He may have been married as a women identified as "Jacobus Kidney's wife" was buried from the Albany Dutch church in July 1791. However, available church records yield no marriage or family information for him.
His father was alive until at least 1763. Presumably, he resided in his father's house and perhaps then with one of his married sisters. One sister married the Albany jail keeper. Another became the wife of a newcomer Scot and was a widow by 1780 when Jacobus presented her petition for use of a city-owned house.
In 1763, his name was not on a list of Albany freeholders nor was his property considered on Albany assessment rolls from the 1760s. However, he may be the "Jacob ____" who signed a community-based document protesting the Stamp Act in 1766.
In 1779 and again in 1788, his name would appear on Albany assessment rolls as a boarder. Perhaps he was considered as part of "Mrs. Kidney & Son" who were listed on a membership roll for St. Peter's Anglican church in 1771.
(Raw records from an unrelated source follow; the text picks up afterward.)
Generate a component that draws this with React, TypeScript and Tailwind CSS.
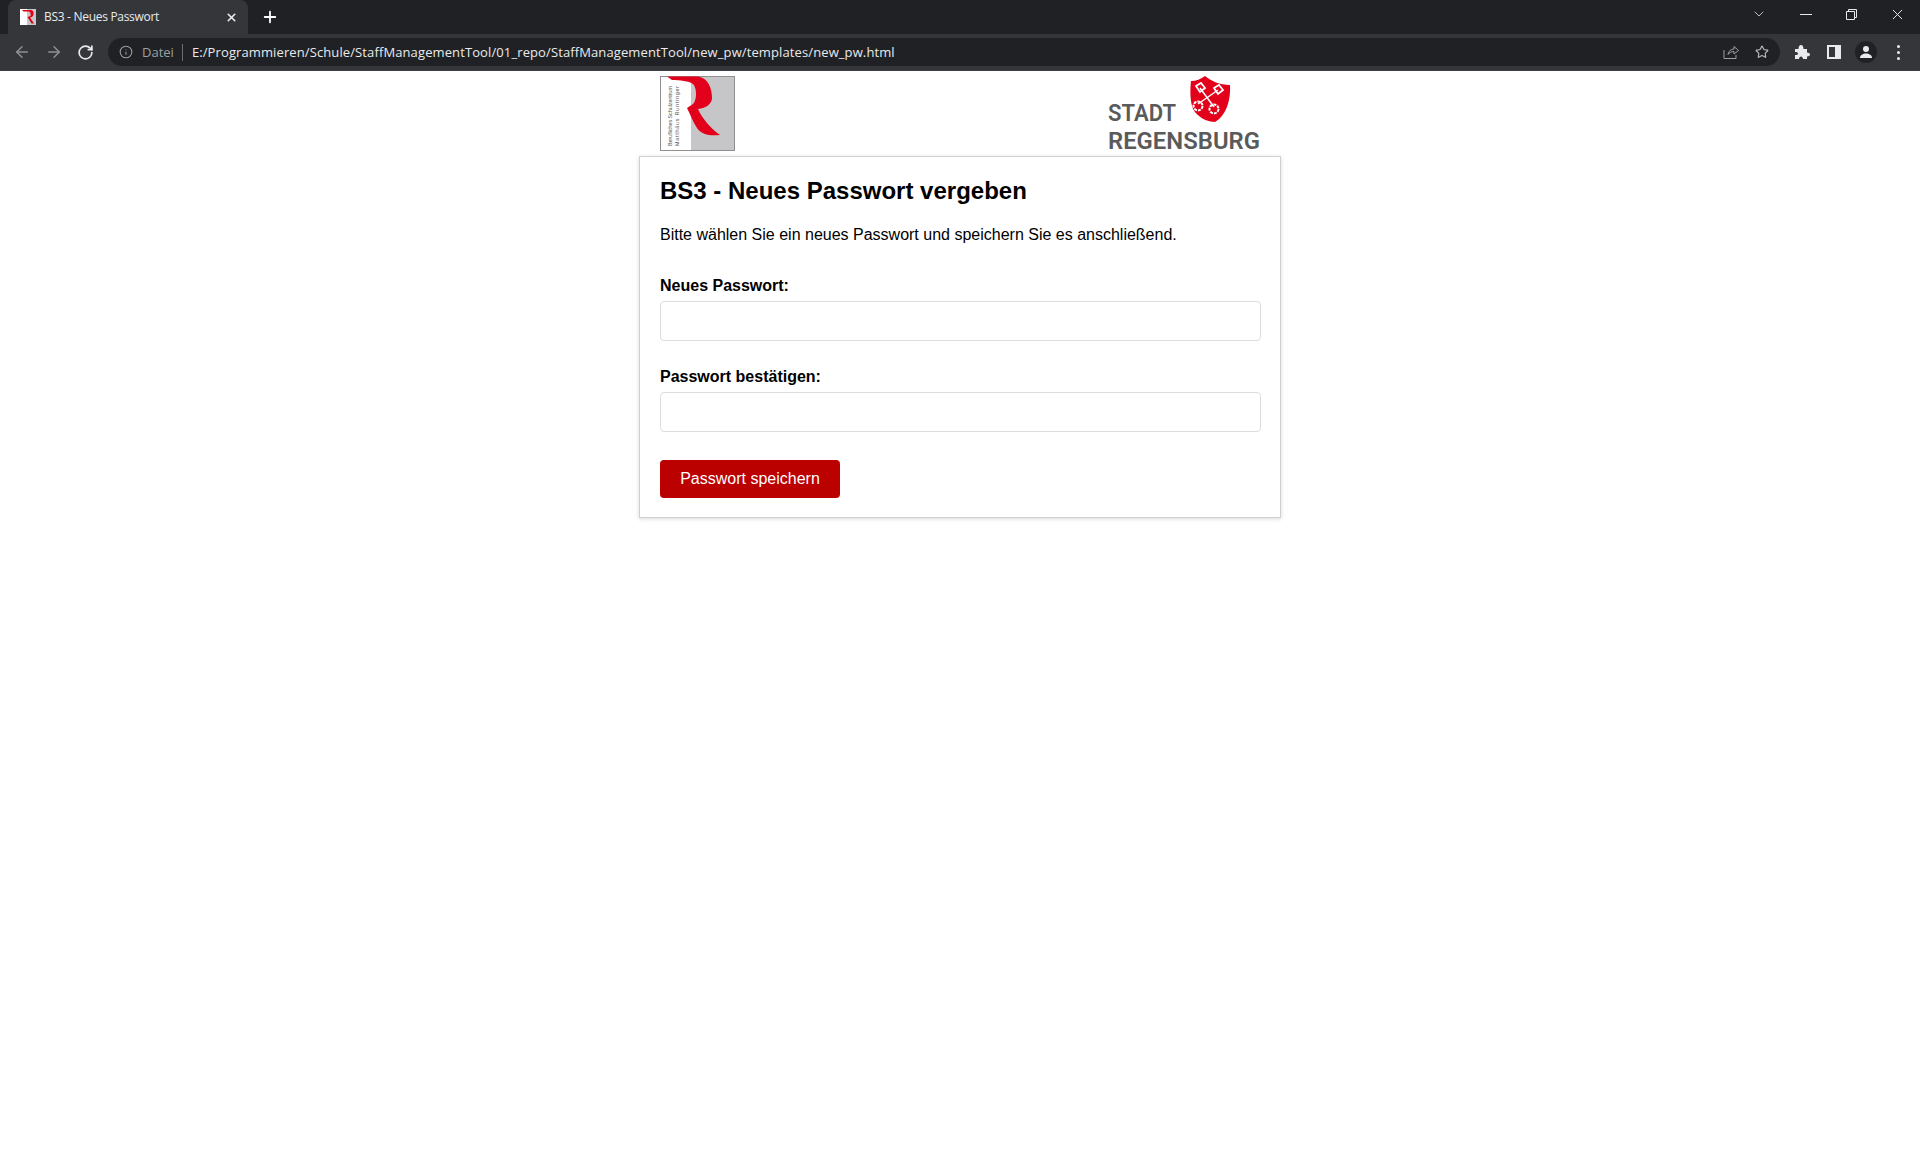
import { ArrowLeft, ArrowRight, ChevronDown, Info, Plus, RotateCw, Star, X } from 'lucide-react';

const uiFont = "font-['Open_Sans','Noto_Sans',sans-serif]";

const SchoolLogo = () => (
  <svg width="75" height="75" viewBox="0 0 75 75" className="block">
    <rect x="0.5" y="0.5" width="74" height="74" fill="#fff" stroke="#8f8f8f" />
    <rect x="31" y="1" width="43" height="73" fill="#c6c6c8" />
    <text transform="translate(12 70) rotate(-90)" fontFamily="Liberation Sans, sans-serif" fontSize="5.4" fill="#555" textLength="60">Berufliches Schulzentrum</text>
    <text transform="translate(19 70) rotate(-90)" fontFamily="Liberation Sans, sans-serif" fontSize="5.4" fill="#555" textLength="60">Matthäus Runtinger</text>
    <path d="M7 0.5L38 0.5C48 2 52 12 52 22C52 28 46 32 38 33C42 42 50 52 60 59C50 60 42 59 37 52C33 46 30 38 27 32L33 28C37 24 37 12 33 8C29 5 20 4 12 4Z" fill="#e2001a" />
  </svg>
);

const CityLogo = () => (
  <svg width="156" height="80" viewBox="0 0 156 80" className="-mb-1 block">
    <text x="0" y="45" fontFamily="Roboto, sans-serif" fontWeight="600" fontSize="23.5" fill="#5a5a5a" textLength="68" lengthAdjust="spacingAndGlyphs">STADT</text>
    <text x="0" y="72.5" fontFamily="Roboto, sans-serif" fontWeight="600" fontSize="23.5" fill="#5a5a5a" textLength="152" lengthAdjust="spacingAndGlyphs">REGENSBURG</text>
    <path d="M83 5C88 5 93 3 97 0C103 5 112 9 122 9C123 24 118 40 107 46C100 46 90 42 85 33C82 25 82 14 83 5Z" fill="#e2001a" />
    <g stroke="#fff" fill="none" strokeWidth="1.5">
      <path d="M92 12L106 31M110 14L90 28" />
      <path d="M88 10L93 7L97 12L92 16Z" strokeWidth="1.8" />
      <path d="M106 12L111 9L115 14L110 18Z" strokeWidth="1.8" />
      <circle cx="90" cy="30" r="4.5" strokeWidth="2" strokeDasharray="3 1" />
      <circle cx="106" cy="33" r="4.5" strokeWidth="2" strokeDasharray="3 1" />
    </g>
  </svg>
);

const Field = ({ label }: { label: string }) => (
  <div className="mb-[25px]">
    <label className="mb-1 block text-[16px] font-bold leading-[22px] text-black">{label}</label>
    <input type="password" className="block h-10 w-full rounded-[4px] border border-[#dddddd] bg-white" />
  </div>
);

const App = () => {
  return (
    <div className="h-[1160px] overflow-hidden bg-white font-['Liberation_Sans',Arial,sans-serif]">
      {/* Browser chrome */}
      <div className={`bg-[#202124] ${uiFont}`}>
        <div className="flex h-[34px] items-center">
          <div className="ml-2 flex h-[34px] w-[240px] items-center self-end rounded-t-lg bg-[#35363a] pl-3 pr-[10px]">
            <svg width="16" height="16" viewBox="0 0 16 16" className="shrink-0">
              <rect width="16" height="16" fill="#fff" />
              <rect x="7" width="9" height="16" fill="#c6c6c8" />
              <path d="M2 1H10C13 1 14 3 13.5 5.5C13 7.5 11.5 8.5 10 8.5L14 14.5H11.5L7.5 8L10.5 7C11 5 10.5 2.5 8.5 2.5H3.5Z" fill="#e2001a" />
            </svg>
            <span className="ml-2 flex-1 text-[12px] tracking-[-0.3px] text-[#e8eaed]">BS3 - Neues Passwort</span>
            <X className="h-[13px] w-[13px] text-[#e8eaed]" strokeWidth={3} />
          </div>
          <Plus className="ml-[13px] h-[18px] w-[18px] text-white" strokeWidth={2.4} />
          <div className="flex-1" />
          <ChevronDown className="mb-[6px] mr-[-5px] h-4 w-4 text-[#c4c7cc]" strokeWidth={1.4} />
          <div className="ml-[38px] mb-[6px] h-px w-[12px] bg-[#e8eaed]" />
          <svg width="11" height="11" viewBox="0 0 11 11" className="mb-[6px] ml-[34px] text-[#e8eaed]" fill="none" stroke="currentColor">
            <path d="M0.5 2.5H8.5V10.5H0.5Z M2.5 2.5V0.5H10.5V8.5H8.5" />
          </svg>
          <X className="mb-[6px] ml-[32px] mr-[14px] h-[17px] w-[17px] text-[#e8eaed]" strokeWidth={1.4} />
        </div>
        <div className="flex h-[37px] items-center border-b border-[#3c3d41] bg-[#35363a]">
          <ArrowLeft className="ml-[13px] h-[18px] w-[18px] text-[#8f9194]" strokeWidth={2} />
          <ArrowRight className="ml-[14px] h-[18px] w-[18px] text-[#8f9194]" strokeWidth={2} />
          <RotateCw className="ml-[14px] h-[17px] w-[17px] text-[#e8eaed]" strokeWidth={2.4} />
          <div className="ml-[14px] flex h-7 w-[1672px] shrink-0 items-center rounded-full bg-[#202124] pl-[11px] pr-[11px]">
            <Info className="h-[14px] w-[14px] text-[#9aa0a6]" strokeWidth={1.8} />
            <span className="ml-[9px] pt-[2px] text-[13px] text-[#9aa0a6]">Datei</span>
            <div className="ml-[8px] h-[17px] w-px bg-[#6b6e73]" />
            <span className="ml-[9px] flex-1 pt-[2px] text-[13px] tracking-[0.11px] text-[#e8eaed]">E:/Programmieren/Schule/StaffManagementTool/01_repo/StaffManagementTool/new_pw/templates/new_pw.html</span>
            <svg width="16" height="16" viewBox="0 0 16 16" fill="none" stroke="#9aa0a6" strokeWidth="1">
              <path d="M1 6V14.5H13V11M5 10.5C5.5 7 8 5 11 5V2.5L15.5 6.5L11 10V7.5C8.5 7.5 6.5 8.5 5 10.5Z" />
            </svg>
            <Star className="ml-4 h-[14px] w-[14px] text-[#b5b8bc]" strokeWidth={2} />
          </div>
          <svg width="16" height="16" viewBox="0 0 16 16" className="ml-[14px] shrink-0" fill="#e8eaed">
            <path d="M1 5H4.5C4.5 2.5 5.5 1 7 1C8.5 1 9.5 2.5 9.5 5H13V8.5C15 8.5 16 9.5 16 10.5C16 11.5 15 12.5 13 12.5V15H9C9 13.5 8 12.5 7 12.5C6 12.5 5 13.5 5 15H1V11C3 11 4 10.5 4 9.5C4 8.5 3 8 1 8Z" />
          </svg>
          <svg width="14" height="14" viewBox="0 0 14 14" className="ml-[17px] shrink-0">
            <rect width="14" height="14" fill="#e8eaed" />
            <rect x="2" y="2" width="6" height="10" fill="#35363a" />
          </svg>
          <div className="ml-[14px] flex h-[22px] w-[22px] shrink-0 items-center justify-center rounded-full bg-[#202124]">
            <svg width="14" height="14" viewBox="0 0 14 14" fill="#e8eaed">
              <circle cx="7" cy="4" r="3" />
              <path d="M1 13C1 10 4 8.5 7 8.5C10 8.5 13 10 13 13Z" />
            </svg>
          </div>
          <div className="ml-[20px] flex flex-col gap-[3px]">
            <span className="h-[3px] w-[3px] rounded-full bg-[#e8eaed]" />
            <span className="h-[3px] w-[3px] rounded-full bg-[#e8eaed]" />
            <span className="h-[3px] w-[3px] rounded-full bg-[#e8eaed]" />
          </div>
        </div>
      </div>

      {/* Page */}
      <div className="mx-auto w-[642px]">
        <div className="mt-[5px] flex items-start justify-between pl-[21px] pr-[17px]">
          <SchoolLogo />
          <CityLogo />
        </div>
        <div className="mt-1 h-[362px] border border-[#d0d0d0] bg-white pl-5 pr-[19px] pt-5 shadow-[0_1px_4px_rgba(0,0,0,0.15)]">
          <h1 className="text-[24px] font-bold leading-7 text-black">BS3 - Neues Passwort vergeben</h1>
          <p className="mt-[21px] text-[16px] leading-[18px] text-black">Bitte wählen Sie ein neues Passwort und speichern Sie es anschließend.</p>
          <div className="mt-[31px]">
            <Field label="Neues Passwort:" />
            <Field label="Passwort bestätigen:" />
          </div>
          <button className="mt-[3px] h-[38px] w-[180px] rounded-[4px] bg-[#bb0000] text-[16px] text-white">Passwort speichern</button>
        </div>
      </div>
    </div>
  );
};

export default App;
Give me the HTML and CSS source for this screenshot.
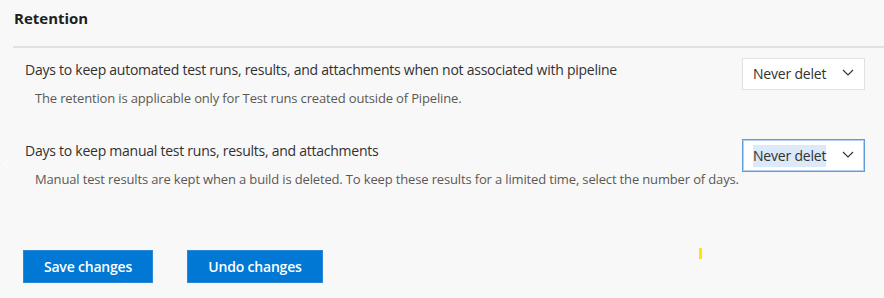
FILE: index.html
```html
<!DOCTYPE html>
<html lang="en">

<head>
    <meta charset="UTF-8">
    <meta name="viewport" content="width=device-width, initial-scale=1.0">
    <title>Retention</title>
    <link rel="stylesheet" href="styles.css">
</head>

<body>
    <div class="page">
        <span class="side-arrow">
            <svg width="8" height="14" viewBox="0 0 8 14"><polyline points="7,1 1,7 7,13" fill="none" stroke="#ffffff" stroke-width="1.3"/></svg>
        </span>

        <div class="section">
            <h2 class="section-title">Retention</h2>

            <div class="setting">
                <div class="setting-text">
                    <div class="setting-label">Days to keep automated test runs, results, and attachments when not associated with pipeline</div>
                    <div class="setting-desc">The retention is applicable only for Test runs created outside of Pipeline.</div>
                </div>
                <div class="dropdown">
                    <span class="dropdown-value">Never delet</span>
                    <svg class="chevron" width="12" height="7" viewBox="0 0 12 7"><polyline points="1,1 6,6 11,1" fill="none" stroke="#323130" stroke-width="1.1"/></svg>
                </div>
            </div>

            <div class="setting">
                <div class="setting-text">
                    <div class="setting-label">Days to keep manual test runs, results, and attachments</div>
                    <div class="setting-desc">Manual test results are kept when a build is deleted. To keep these results for a limited time, select the number of days.</div>
                </div>
                <div class="dropdown focused">
                    <span class="dropdown-value">Never delet</span>
                    <svg class="chevron" width="12" height="7" viewBox="0 0 12 7"><polyline points="1,1 6,6 11,1" fill="none" stroke="#323130" stroke-width="1.1"/></svg>
                </div>
            </div>

            <div class="actions">
                <button class="btn">Save changes</button>
                <button class="btn btn-undo">Undo changes</button>
            </div>
        </div>

        <span class="cursor-mark"></span>
    </div>
</body>

</html>
```

FILE: styles.css
```css
body {
    margin: 0;
    background-color: #f8f8f8;
    font-family: "Open Sans", "Noto Sans", sans-serif;
    color: #323130;
}

.page {
    position: relative;
    width: 884px;
    height: 298px;
    overflow: hidden;
}

.section {
    padding-left: 13px;
}

.section-title {
    margin: 0;
    height: 48px;
    box-sizing: border-box;
    padding: 7px 0 0 1px;
    font-size: 15px;
    line-height: 22px;
    font-weight: 700;
    color: #201f1e;
    border-bottom: 2px solid #e1e1e1;
}

.setting {
    display: flex;
    justify-content: space-between;
    align-items: flex-start;
    padding: 10px 19px 0 12px;
    margin-bottom: 22px;
}

.setting-text {
    padding-top: 2px;
}

.setting-label {
    font-size: 14px;
    line-height: 20px;
    letter-spacing: -0.25px;
}

.setting-desc {
    margin-top: 9px;
    padding-left: 10px;
    font-size: 13px;
    line-height: 18px;
    color: #5a5856;
    letter-spacing: -0.15px;
}

.dropdown {
    display: flex;
    align-items: center;
    justify-content: space-between;
    box-sizing: border-box;
    width: 123px;
    height: 32px;
    padding: 0 10px 0 10px;
    background-color: #fff;
    border: 1px solid #e1e1e1;
    flex-shrink: 0;
}

.dropdown-value {
    font-size: 14px;
    line-height: 22px;
    letter-spacing: -0.2px;
}

.dropdown.focused {
    height: 33px;
    border-color: #5f9cdc;
    box-shadow: inset 0 0 0 1px #b3d0f0;
}

.dropdown.focused .dropdown-value {
    background-color: #dbe9f8;
}

.chevron {
    margin-top: -3px;
}

.actions {
    display: flex;
    gap: 34px;
    padding-left: 10px;
    margin-top: 62px;
}

.btn {
    width: 130px;
    height: 33px;
    border: 1px solid #2b88d8;
    background-color: #0078d4;
    color: #fff;
    font-family: inherit;
    font-size: 14px;
    font-weight: 600;
    letter-spacing: -0.2px;
    padding: 0;
}

.btn-undo {
    width: 136px;
}

.side-arrow {
    position: absolute;
    left: 3px;
    top: 154px;
    opacity: 0.8;
}

.cursor-mark {
    position: absolute;
    left: 699px;
    top: 248px;
    width: 3px;
    height: 11px;
    background-color: #ffe600;
}
```
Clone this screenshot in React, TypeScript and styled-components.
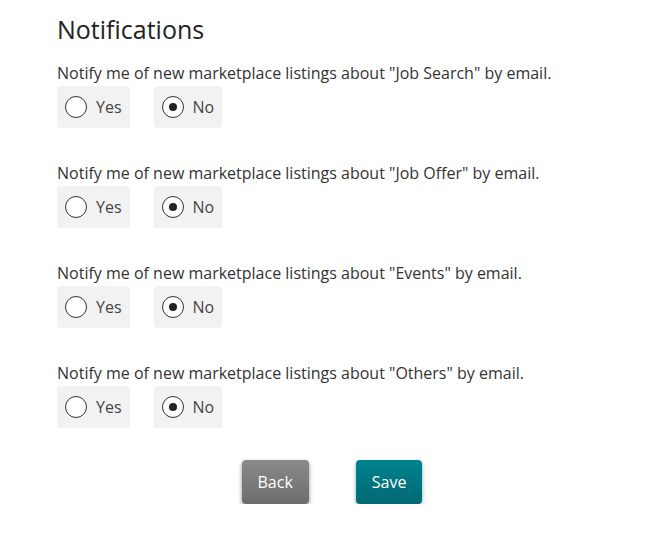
import React, { useState } from 'react';
import styled, { createGlobalStyle } from 'styled-components';

const GlobalStyle = createGlobalStyle`
  body {
    margin: 0;
    background: #fff;
    font-family: "Open Sans", "Liberation Sans", sans-serif;
    color: #333;
  }
`;

const Page = styled.div`
  width: 550px;
  padding: 14px 0 0 57px;
`;

const Title = styled.h2`
  margin: 0 0 19px;
  font-size: 25px;
  font-weight: 400;
  line-height: 30px;
  color: #222;
`;

const Group = styled.div`
  margin-bottom: 35px;
`;

const Question = styled.div`
  font-size: 16px;
  line-height: 20px;
  color: #333;
  margin-bottom: 3px;
`;

const Options = styled.div`
  display: flex;
  gap: 24px;
`;

const Option = styled.label`
  display: flex;
  align-items: center;
  gap: 9px;
  height: 42px;
  padding: 0 8px;
  box-sizing: border-box;
  background: #f2f2f2;
  border-radius: 3px;
  font-size: 16px;
  color: #444;
  cursor: pointer;
`;

const Circle = styled.span<{ checked: boolean }>`
  width: 22px;
  height: 22px;
  box-sizing: border-box;
  border: 1.5px solid #333;
  border-radius: 50%;
  background: #fff;
  display: flex;
  align-items: center;
  justify-content: center;
  &::after {
    content: '';
    width: 8px;
    height: 8px;
    border-radius: 50%;
    background: ${({ checked }) => (checked ? '#222' : 'transparent')};
  }
`;

const Actions = styled.div`
  display: flex;
  justify-content: center;
  gap: 47px;
  margin-top: -3px;
`;

const Button = styled.button<{ variant: 'back' | 'save' }>`
  height: 44px;
  padding: 0 16px;
  border: none;
  border-radius: 4px;
  font-family: "Open Sans", "Liberation Sans", sans-serif;
  font-size: 16px;
  font-weight: 500;
  color: #fff;
  cursor: pointer;
  background: ${({ variant }) =>
    variant === 'back'
      ? 'linear-gradient(#8a8a8a, #6d6d6d)'
      : 'linear-gradient(#00838f, #006873)'};
  box-shadow: ${({ variant }) =>
    variant === 'back'
      ? '0 2px 4px rgba(0, 0, 0, 0.45)'
      : '0 2px 4px rgba(0, 104, 115, 0.5)'};
`;

const topics = ['Job Search', 'Job Offer', 'Events', 'Others'];

export default function App() {
  const [answers, setAnswers] = useState<Record<string, boolean>>({});

  return (
    <Page>
      <GlobalStyle />
      <Title>Notifications</Title>
      {topics.map((topic) => {
        const yes = answers[topic] === true;
        return (
          <Group key={topic}>
            <Question>
              Notify me of new marketplace listings about "{topic}" by email.
            </Question>
            <Options>
              <Option onClick={() => setAnswers({ ...answers, [topic]: true })}>
                <Circle checked={yes} />
                Yes
              </Option>
              <Option onClick={() => setAnswers({ ...answers, [topic]: false })}>
                <Circle checked={!yes} />
                No
              </Option>
            </Options>
          </Group>
        );
      })}
      <Actions>
        <Button variant="back">Back</Button>
        <Button variant="save">Save</Button>
      </Actions>
    </Page>
  );
}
Jacobus Kidney appears to have supported himself as a placeman for a number of community-based organizations. Beginning in 1773, he served as watchman, constable, and then as high constable - being elected or appointed to such positions for the remainder of his life. Several times, he was paid from the city treasury. During the War, he served as doorkeeper and messenger for the Albany Committee of Correspondence and the Commissioners for Detecting and Defeating Conspiracies. He was paid substantial sums by the latter organization. Later, he was awarded a land bounty right in conjunction with the Albany militia regiment.